Although the underlying work performed by Vitess is not visible here, you can see it in the bottom right panel if using the demo app. Alternatively, you can also stream this information with the following command:

curl localhost:12345/debug/querylog
[verbose output not shown]

Foreign Keys #

More generically stated: If a table has a foreign key into another table, then Vitess can ensure that the related rows live in the same shard by making them share a common Unique Vindex.

In cases where you choose to group rows based on their foreign key relationships, you have the option to enforce those constraints within each shard at the MySQL level. You can also configure cascade deletes as needed.
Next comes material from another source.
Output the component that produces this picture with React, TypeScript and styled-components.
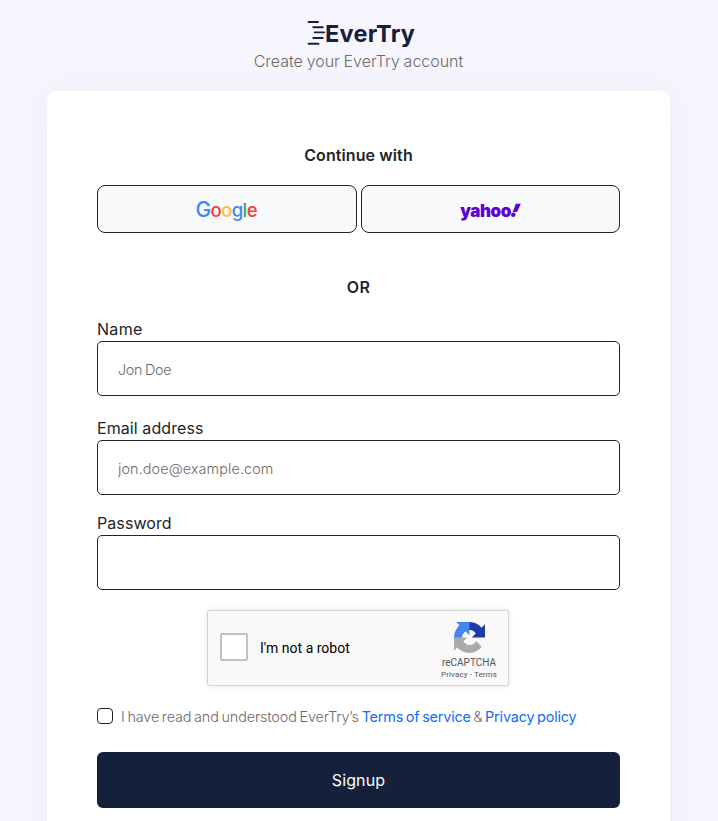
import styled, { createGlobalStyle } from 'styled-components'

export default function App() {
  return (
    <>
      <GlobalStyle />
      <Page>
        <Header>
          <Brand />
          <Tagline>Create your EverTry account</Tagline>
        </Header>
        <Card>
          <Heading>Continue with</Heading>
          <Providers>
            <ProviderButton type="button" aria-label="Google">
              <GoogleLogo />
            </ProviderButton>
            <ProviderButton type="button" aria-label="Yahoo">
              <YahooLogo />
            </ProviderButton>
          </Providers>
          <Divider>OR</Divider>
          <Field $gap={20}>
            <Label htmlFor="name" $tracking={0.3}>Name</Label>
            <Input id="name" placeholder="Jon Doe" $tracking={-0.3} />
          </Field>
          <Field $gap={16}>
            <Label htmlFor="email" $tracking={0.08}>Email address</Label>
            <Input id="email" type="email" placeholder="jon.doe@example.com" $tracking={0.1} />
          </Field>
          <Field $gap={20}>
            <Label htmlFor="password" $tracking={0.08}>Password</Label>
            <Input id="password" type="password" $tracking={0} />
          </Field>
          <Captcha>
            <CaptchaBox />
            <CaptchaLabel>I'm not a robot</CaptchaLabel>
            <CaptchaBrand>
              <CaptchaLogo />
              <CaptchaName>reCAPTCHA</CaptchaName>
              <CaptchaLinks>Privacy - Terms</CaptchaLinks>
            </CaptchaBrand>
          </Captcha>
          <Terms>
            <Checkbox type="checkbox" id="terms" />
            <TermsLabel htmlFor="terms">
              I have read and understood EverTry’s <Link href="#">Terms of service</Link> &amp;{' '}
              <Link href="#">Privacy policy</Link>
            </TermsLabel>
          </Terms>
          <Submit type="button">Signup</Submit>
        </Card>
      </Page>
    </>
  )
}

const Brand = () => (
  <BrandSvg viewBox="0 0 110 30" role="img">
    <g stroke="#15203a" strokeWidth="1.9" strokeLinecap="round">
      <path d="M4.5 4h9.5M9.3 9.2h9.5M10.7 14.4h9.5M9.3 20h9.5M4.5 25.8h10" />
    </g>
    <text x="21" y="24" textLength="90" fontSize="23.5" fontWeight="650" fill="#15203a">
      EverTry
    </text>
  </BrandSvg>
)

const GoogleLogo = () => (
  <ProviderSvg viewBox="0 0 72 28">
    <text x="4.5" y="20.3" textLength="62" fontSize="18.5" fontWeight="500">
      <tspan fill="#4285f4" fontSize="21">G</tspan>
      <tspan fill="#ff3a36">o</tspan>
      <tspan fill="#ffba3b">o</tspan>
      <tspan fill="#4285f4">g</tspan>
      <tspan fill="#34a853">l</tspan>
      <tspan fill="#ff3a36">e</tspan>
    </text>
  </ProviderSvg>
)

const YahooLogo = () => (
  <ProviderSvg viewBox="0 0 72 28">
    <text x="5.3" y="19.8" textLength="51" fontSize="17" fontWeight="900" fill="#5f01d1">
      yahoo
    </text>
    <path d="M60.8 6.8h5l-3.7 8.2h-4.3z" fill="#5f01d1" />
    <circle cx="58.3" cy="17.7" r="2.3" fill="#5f01d1" />
  </ProviderSvg>
)

const CaptchaLogo = () => (
  <CaptchaSvg viewBox="0 0 64 64">
    <path
      fill="#1c3aa9"
      d="M64 31.955l-.033-1.37V4.687l-7.16 7.16C50.948 4.674 42.033.093 32.05.093c-10.4 0-19.622 4.96-25.458 12.64l11.736 11.86a15.55 15.55 0 0 1 4.754-5.334c2.05-1.6 4.952-2.906 8.968-2.906.485 0 .86.057 1.135.163 4.976.393 9.288 3.14 11.828 7.124l-8.307 8.307L64 31.953"
    />
    <path
      fill="#4285f4"
      d="M31.862.094l-1.37.033H4.594l7.16 7.16C4.58 13.147 0 22.06 0 32.046c0 10.4 4.96 19.622 12.64 25.458L24.5 45.768a15.55 15.55 0 0 1-5.334-4.754c-1.6-2.05-2.906-4.952-2.906-8.968 0-.485.057-.86.163-1.135.393-4.976 3.14-9.288 7.124-11.828l8.307 8.307L31.86.095"
    />
    <path
      fill="#ababab"
      d="M.001 32.045l.033 1.37v25.898l7.16-7.16c5.86 7.173 14.774 11.754 24.76 11.754 10.4 0 19.622-4.96 25.458-12.64l-11.736-11.86a15.55 15.55 0 0 1-4.754 5.334c-2.05 1.6-4.952 2.906-8.968 2.906-.485 0-.86-.057-1.135-.163-4.976-.393-9.288-3.14-11.828-7.124l8.307-8.307c-10.522.04-22.4.066-27.295-.005"
    />
  </CaptchaSvg>
)

const GlobalStyle = createGlobalStyle`
  * {
    box-sizing: border-box;
  }

  body {
    margin: 0;
    background: #f7f6ff;
    font-family: Inter, 'Liberation Sans', sans-serif;
    font-size: 16px;
    line-height: 24px;
    color: #212529;
  }
`

const Page = styled.main`
  height: 821px;
  padding: 18px 48px 0 47px;
  overflow: hidden;
`

const Header = styled.header`
  height: 73px;
  display: flex;
  flex-direction: column;
  align-items: center;
`

const BrandSvg = styled.svg`
  width: 110px;
  height: 30px;
  overflow: visible;
`

const Tagline = styled.p`
  margin: 1px 0 0;
  font-weight: 330;
  letter-spacing: -0.02px;
  word-spacing: -0.7px;
  color: #6a6a6a;
`

const Card = styled.section`
  height: 800px;
  padding: 52px 50px;
  border-radius: 10px;
  background: #fff;
  box-shadow: 0 0 40px rgba(51, 51, 102, 0.05);
`

const Heading = styled.h2`
  margin: 0 0 18px;
  font-size: 16px;
  font-weight: 600;
  line-height: 24px;
  letter-spacing: 0.1px;
  text-align: center;
`

const Divider = styled(Heading)`
  margin: 42px 0 18px;
  letter-spacing: 0.4px;
`

const Providers = styled.div`
  display: grid;
  grid-template-columns: 260px 1fr;
  gap: 4px;
`

const ProviderButton = styled.button`
  height: 48px;
  padding: 4px 0 0;
  display: flex;
  align-items: center;
  justify-content: center;
  border: 1px solid #212529;
  border-radius: 8px;
  background: #f8f9fb;
  font-family: inherit;
`

const ProviderSvg = styled.svg`
  width: 72px;
  height: 28px;
  overflow: visible;
`

const Field = styled.div<{ $gap: number }>`
  display: flex;
  flex-direction: column;
  margin-bottom: ${({ $gap }) => $gap}px;
`

const Label = styled.label<{ $tracking: number }>`
  font-weight: 370;
  letter-spacing: ${({ $tracking }) => $tracking}px;
`

const Input = styled.input<{ $tracking: number }>`
  height: 55px;
  padding: 1px 20px 0;
  border: 1px solid #212529;
  border-radius: 5px;
  background: #fff;
  font-family: inherit;
  font-size: 14.4px;
  font-weight: 320;
  letter-spacing: ${({ $tracking }) => $tracking}px;
  word-spacing: -1px;

  &::placeholder {
    color: #6a6a6a;
  }
`

const Captcha = styled.div`
  width: 302px;
  height: 76px;
  margin: 0 0 0 110px;
  padding-left: 12px;
  display: flex;
  align-items: center;
  border: 1px solid #d3d3d3;
  border-radius: 3px;
  background: #f9f9f9;
  box-shadow: 0 0 4px 1px rgba(0, 0, 0, 0.08);
  font-family: Roboto, sans-serif;
`

const CaptchaBox = styled.span`
  width: 28px;
  height: 28px;
  margin: -2px 12px 0 0;
  border: 2px solid #c1c1c1;
  border-radius: 2px;
  background: #fff;
`

const CaptchaLabel = styled.span`
  font-size: 14px;
  line-height: 17px;
  color: #000;
`

const CaptchaBrand = styled.div`
  width: 70px;
  margin: 7px 4px 0 auto;
  display: flex;
  flex-direction: column;
  align-items: center;
  color: #555;
`

const CaptchaSvg = styled.svg`
  width: 31px;
  height: 31px;
`

const CaptchaName = styled.span`
  margin-top: 4px;
  font-size: 10px;
  line-height: 12px;
`

const CaptchaLinks = styled.span`
  font-size: 8px;
  line-height: 12px;
  letter-spacing: 0.1px;
`

const Terms = styled.div`
  height: 24px;
  margin: 18px 0 24px;
  display: flex;
  align-items: center;
`

const Checkbox = styled.input`
  appearance: none;
  width: 16px;
  height: 16px;
  margin: 0 8px 0 0;
  border: 1px solid #212529;
  border-radius: 4px;
`

const TermsLabel = styled.label`
  padding-top: 1px;
  font-size: 14.4px;
  font-weight: 320;
  letter-spacing: -0.12px;
  word-spacing: -1.2px;
  white-space: nowrap;
  color: #6a6a6a;
`

const Link = styled.a`
  font-weight: 370;
  letter-spacing: -0.17px;
  color: #0d6efd;
  text-decoration: none;
`

const Submit = styled.button`
  width: 100%;
  height: 56px;
  border: 0;
  border-radius: 6px;
  background: #15203a;
  color: #fff;
  font-family: inherit;
  font-size: 16px;
  letter-spacing: 0.1px;
`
However, overuse of foreign key constraints is generally discouraged in MySQL.

Foreign key constraints across shards or keyspaces are not supported in Vitess. For example, you cannot specify a foreign key between corder.product_id and product.product_id.
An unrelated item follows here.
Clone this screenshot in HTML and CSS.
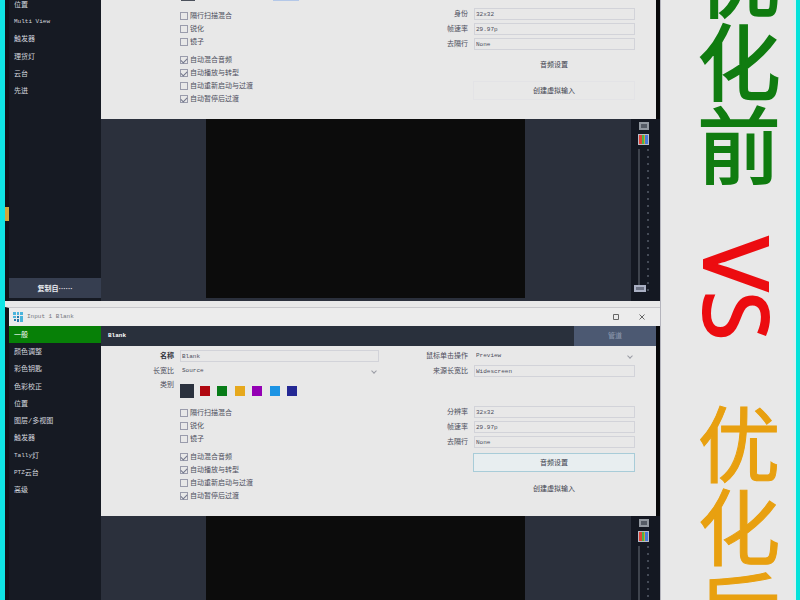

Many-to-Many relationships #

In the case where a table has relationships with multiple other tables, you can only choose one of those relationships for shard grouping. All other relationships will end up being cross-shard, and will incur cross-shard penalties.

If a table has strong relationships with multiple other tables, and if performance becomes a challenge choosing either way, you can explore the VReplication Materialization feature that allows you to materialize a table both ways.

Enforcing Uniqueness #

To enforce global uniqueness for a row in a sharded table, you have to have:

  • A Unique Vindex on the column
  • A Unique constraint at the MySQL level

A Primary Vindex coupled with a Primary Key constraint makes a row globally unique.

A Unique Vindex can also be specified for a non-unique column. In such cases, it is likely that you will be using that column in a where clause, and will require a secondary non-unique index on it at the MySQL level.